**Task to complete**
Out of the lines in this data, how many include "screenshot"? Give the number and nothing else.

**Listed records**
╔══

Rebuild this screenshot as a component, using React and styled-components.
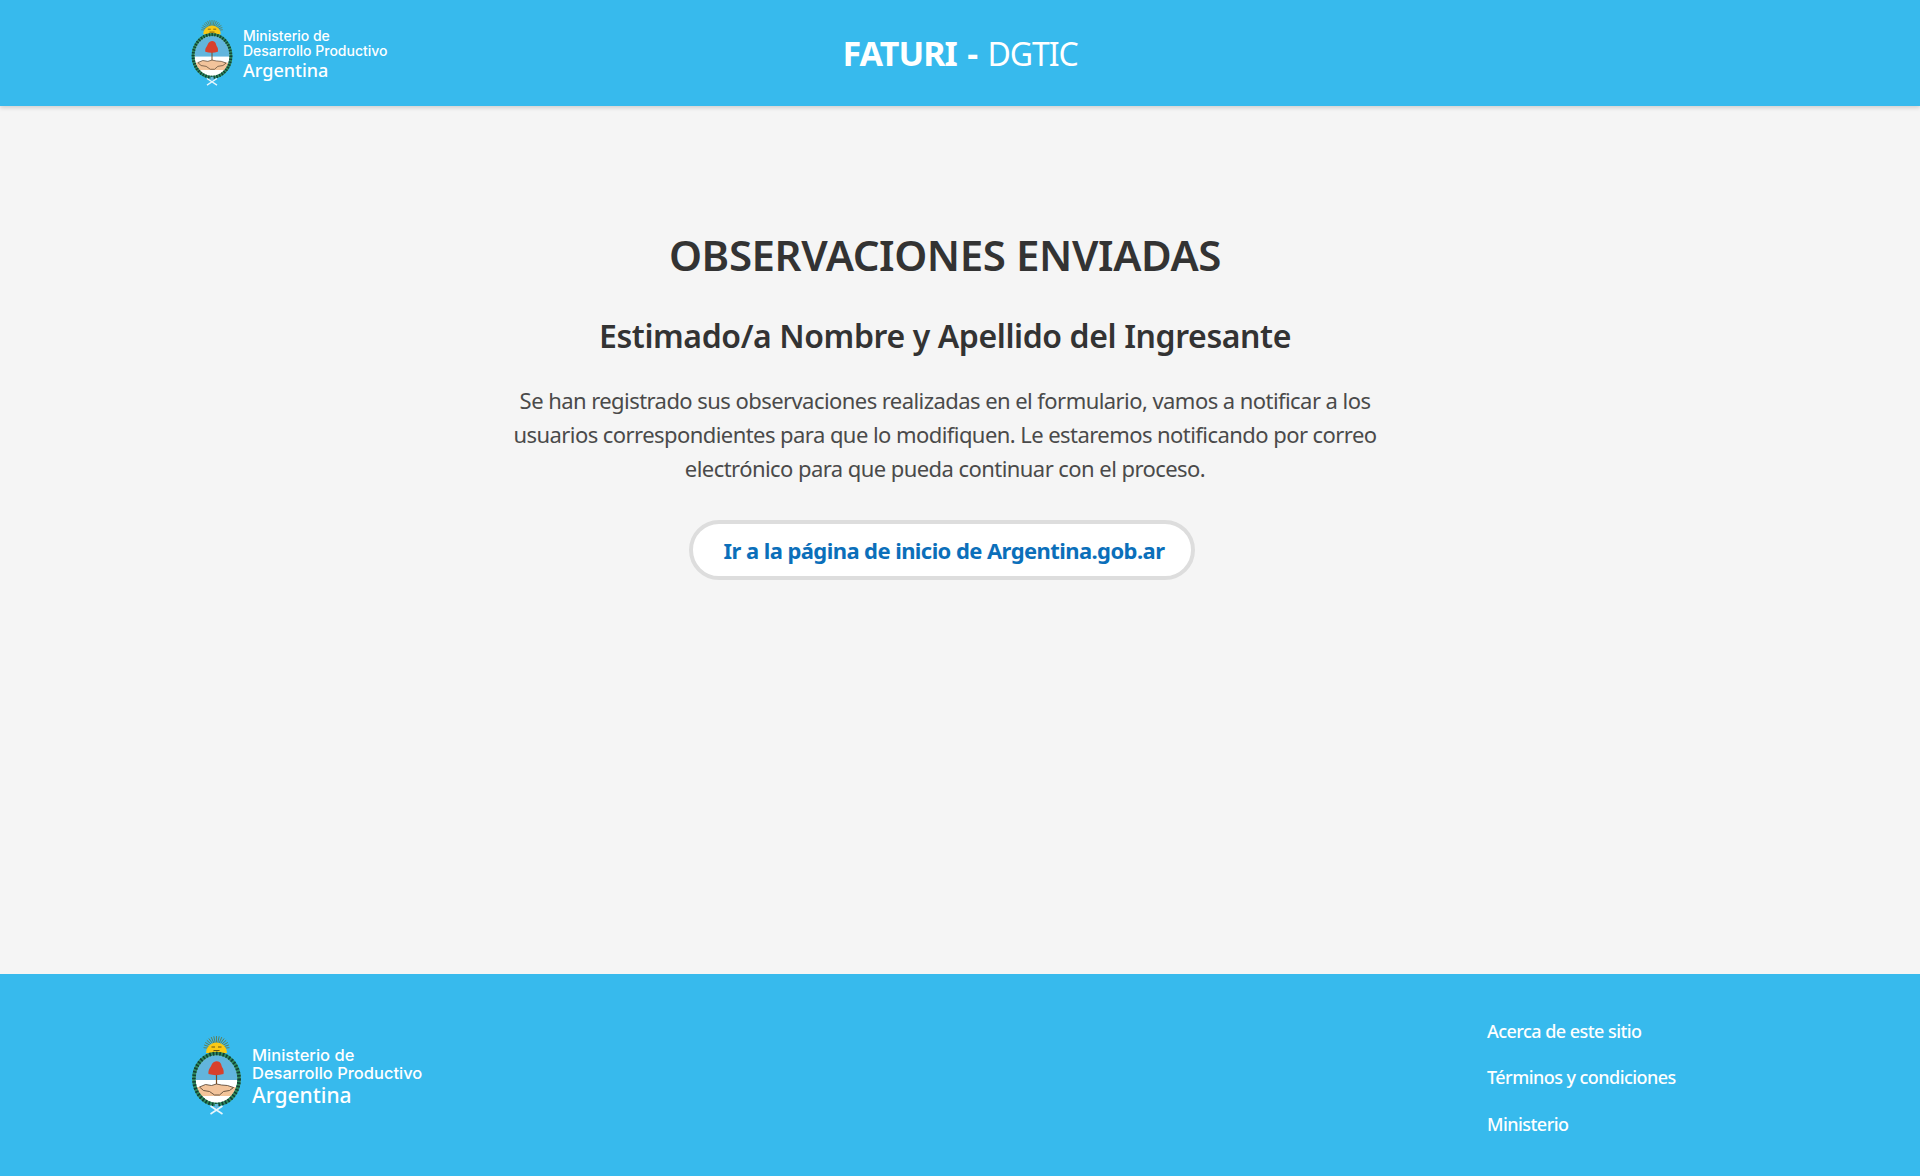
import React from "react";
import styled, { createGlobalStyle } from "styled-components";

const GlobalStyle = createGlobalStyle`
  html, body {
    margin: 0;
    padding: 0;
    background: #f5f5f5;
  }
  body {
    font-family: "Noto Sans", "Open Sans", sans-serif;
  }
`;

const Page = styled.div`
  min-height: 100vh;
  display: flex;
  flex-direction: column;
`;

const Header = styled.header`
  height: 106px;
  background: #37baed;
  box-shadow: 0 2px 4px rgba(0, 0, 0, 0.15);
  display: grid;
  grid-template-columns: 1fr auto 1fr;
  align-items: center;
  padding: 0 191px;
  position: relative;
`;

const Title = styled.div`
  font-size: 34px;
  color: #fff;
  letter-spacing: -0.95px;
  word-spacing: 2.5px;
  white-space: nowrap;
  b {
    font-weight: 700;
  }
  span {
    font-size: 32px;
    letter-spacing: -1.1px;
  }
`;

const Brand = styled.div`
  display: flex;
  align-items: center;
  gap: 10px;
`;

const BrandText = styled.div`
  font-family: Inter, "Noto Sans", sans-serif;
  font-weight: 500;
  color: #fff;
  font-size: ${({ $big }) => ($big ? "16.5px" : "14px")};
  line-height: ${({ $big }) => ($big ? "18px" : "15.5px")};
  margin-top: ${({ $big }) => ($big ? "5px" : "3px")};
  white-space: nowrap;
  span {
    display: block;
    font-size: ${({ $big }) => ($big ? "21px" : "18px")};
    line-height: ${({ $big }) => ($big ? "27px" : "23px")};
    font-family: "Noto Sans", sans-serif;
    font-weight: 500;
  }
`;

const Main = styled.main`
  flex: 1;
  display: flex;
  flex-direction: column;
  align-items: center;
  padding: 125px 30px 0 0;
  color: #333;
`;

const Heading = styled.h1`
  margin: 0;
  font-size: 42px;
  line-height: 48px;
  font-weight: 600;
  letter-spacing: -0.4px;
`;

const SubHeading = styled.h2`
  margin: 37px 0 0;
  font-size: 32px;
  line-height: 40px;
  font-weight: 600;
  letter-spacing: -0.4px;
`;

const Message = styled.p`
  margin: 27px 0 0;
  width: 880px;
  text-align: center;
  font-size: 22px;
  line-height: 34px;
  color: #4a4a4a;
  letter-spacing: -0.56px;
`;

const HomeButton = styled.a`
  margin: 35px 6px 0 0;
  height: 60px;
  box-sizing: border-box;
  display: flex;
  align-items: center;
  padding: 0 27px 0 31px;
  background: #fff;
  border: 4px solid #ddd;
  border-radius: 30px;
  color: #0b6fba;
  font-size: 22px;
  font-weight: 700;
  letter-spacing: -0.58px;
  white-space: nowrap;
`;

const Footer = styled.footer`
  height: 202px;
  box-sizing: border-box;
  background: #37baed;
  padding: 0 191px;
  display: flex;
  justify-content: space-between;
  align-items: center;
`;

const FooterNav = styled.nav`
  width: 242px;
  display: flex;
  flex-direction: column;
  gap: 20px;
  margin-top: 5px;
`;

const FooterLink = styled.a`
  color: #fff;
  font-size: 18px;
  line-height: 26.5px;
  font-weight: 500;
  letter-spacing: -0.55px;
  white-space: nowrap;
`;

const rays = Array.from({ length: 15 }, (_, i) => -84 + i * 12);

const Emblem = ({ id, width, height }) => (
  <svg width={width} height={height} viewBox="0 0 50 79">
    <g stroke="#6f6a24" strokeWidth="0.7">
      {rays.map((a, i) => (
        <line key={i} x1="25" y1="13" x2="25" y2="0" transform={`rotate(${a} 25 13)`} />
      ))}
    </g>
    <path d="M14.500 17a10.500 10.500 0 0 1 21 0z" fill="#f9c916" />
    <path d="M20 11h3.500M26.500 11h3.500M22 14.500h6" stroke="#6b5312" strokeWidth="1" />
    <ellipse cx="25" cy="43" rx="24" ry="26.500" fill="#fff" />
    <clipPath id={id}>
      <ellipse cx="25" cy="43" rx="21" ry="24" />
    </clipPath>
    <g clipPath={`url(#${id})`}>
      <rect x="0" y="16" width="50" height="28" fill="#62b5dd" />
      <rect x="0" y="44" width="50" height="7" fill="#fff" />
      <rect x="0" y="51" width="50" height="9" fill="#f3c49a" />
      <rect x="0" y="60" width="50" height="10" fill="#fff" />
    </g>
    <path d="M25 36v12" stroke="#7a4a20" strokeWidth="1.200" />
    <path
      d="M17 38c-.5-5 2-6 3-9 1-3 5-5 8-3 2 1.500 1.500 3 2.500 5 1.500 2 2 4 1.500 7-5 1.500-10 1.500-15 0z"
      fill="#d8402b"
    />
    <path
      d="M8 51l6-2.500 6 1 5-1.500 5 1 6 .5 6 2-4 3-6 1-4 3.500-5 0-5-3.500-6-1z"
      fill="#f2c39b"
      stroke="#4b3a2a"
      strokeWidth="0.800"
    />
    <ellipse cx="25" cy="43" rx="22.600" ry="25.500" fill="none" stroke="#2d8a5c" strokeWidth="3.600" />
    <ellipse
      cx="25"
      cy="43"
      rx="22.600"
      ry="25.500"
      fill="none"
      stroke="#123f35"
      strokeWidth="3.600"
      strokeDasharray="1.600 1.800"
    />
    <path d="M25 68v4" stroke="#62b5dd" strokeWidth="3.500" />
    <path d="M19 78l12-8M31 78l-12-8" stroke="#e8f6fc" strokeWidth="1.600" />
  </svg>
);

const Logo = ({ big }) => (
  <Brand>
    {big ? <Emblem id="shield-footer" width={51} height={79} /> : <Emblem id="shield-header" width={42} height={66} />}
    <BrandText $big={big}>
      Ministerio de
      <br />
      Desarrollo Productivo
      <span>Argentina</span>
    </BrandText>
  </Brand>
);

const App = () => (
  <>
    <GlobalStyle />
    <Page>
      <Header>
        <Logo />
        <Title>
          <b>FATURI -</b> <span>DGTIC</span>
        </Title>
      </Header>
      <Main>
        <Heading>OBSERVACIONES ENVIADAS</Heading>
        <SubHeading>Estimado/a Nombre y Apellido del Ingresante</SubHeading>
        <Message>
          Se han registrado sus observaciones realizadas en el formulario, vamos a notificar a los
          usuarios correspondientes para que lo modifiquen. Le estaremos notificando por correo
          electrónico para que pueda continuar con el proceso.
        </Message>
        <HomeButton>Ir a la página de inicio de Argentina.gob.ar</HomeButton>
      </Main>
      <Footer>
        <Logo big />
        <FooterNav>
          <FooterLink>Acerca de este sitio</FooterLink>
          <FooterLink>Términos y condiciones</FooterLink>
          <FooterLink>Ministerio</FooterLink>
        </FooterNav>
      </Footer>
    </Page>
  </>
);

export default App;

╚══
╔══

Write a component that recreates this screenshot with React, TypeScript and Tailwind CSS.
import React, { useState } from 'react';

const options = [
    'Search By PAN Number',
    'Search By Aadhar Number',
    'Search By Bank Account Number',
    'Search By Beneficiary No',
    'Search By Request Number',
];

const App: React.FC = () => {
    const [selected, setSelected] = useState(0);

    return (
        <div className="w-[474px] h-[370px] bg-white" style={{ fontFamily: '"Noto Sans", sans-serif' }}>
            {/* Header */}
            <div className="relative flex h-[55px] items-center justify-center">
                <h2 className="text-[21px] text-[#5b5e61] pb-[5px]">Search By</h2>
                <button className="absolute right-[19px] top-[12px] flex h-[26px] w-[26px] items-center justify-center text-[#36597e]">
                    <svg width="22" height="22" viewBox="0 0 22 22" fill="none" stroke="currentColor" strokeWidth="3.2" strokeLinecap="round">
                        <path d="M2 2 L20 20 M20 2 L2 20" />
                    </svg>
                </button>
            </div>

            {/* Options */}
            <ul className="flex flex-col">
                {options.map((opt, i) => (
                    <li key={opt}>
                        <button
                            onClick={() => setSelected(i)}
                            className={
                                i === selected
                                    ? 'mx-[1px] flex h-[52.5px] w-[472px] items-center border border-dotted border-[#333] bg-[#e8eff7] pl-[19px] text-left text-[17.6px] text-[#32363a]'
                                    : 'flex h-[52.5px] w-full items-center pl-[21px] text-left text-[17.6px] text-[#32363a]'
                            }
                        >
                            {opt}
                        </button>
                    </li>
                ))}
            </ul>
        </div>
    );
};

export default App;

╚══
╔══

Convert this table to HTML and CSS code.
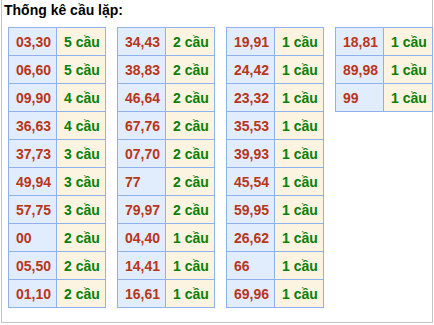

╚══

**Reply to the exercise**
2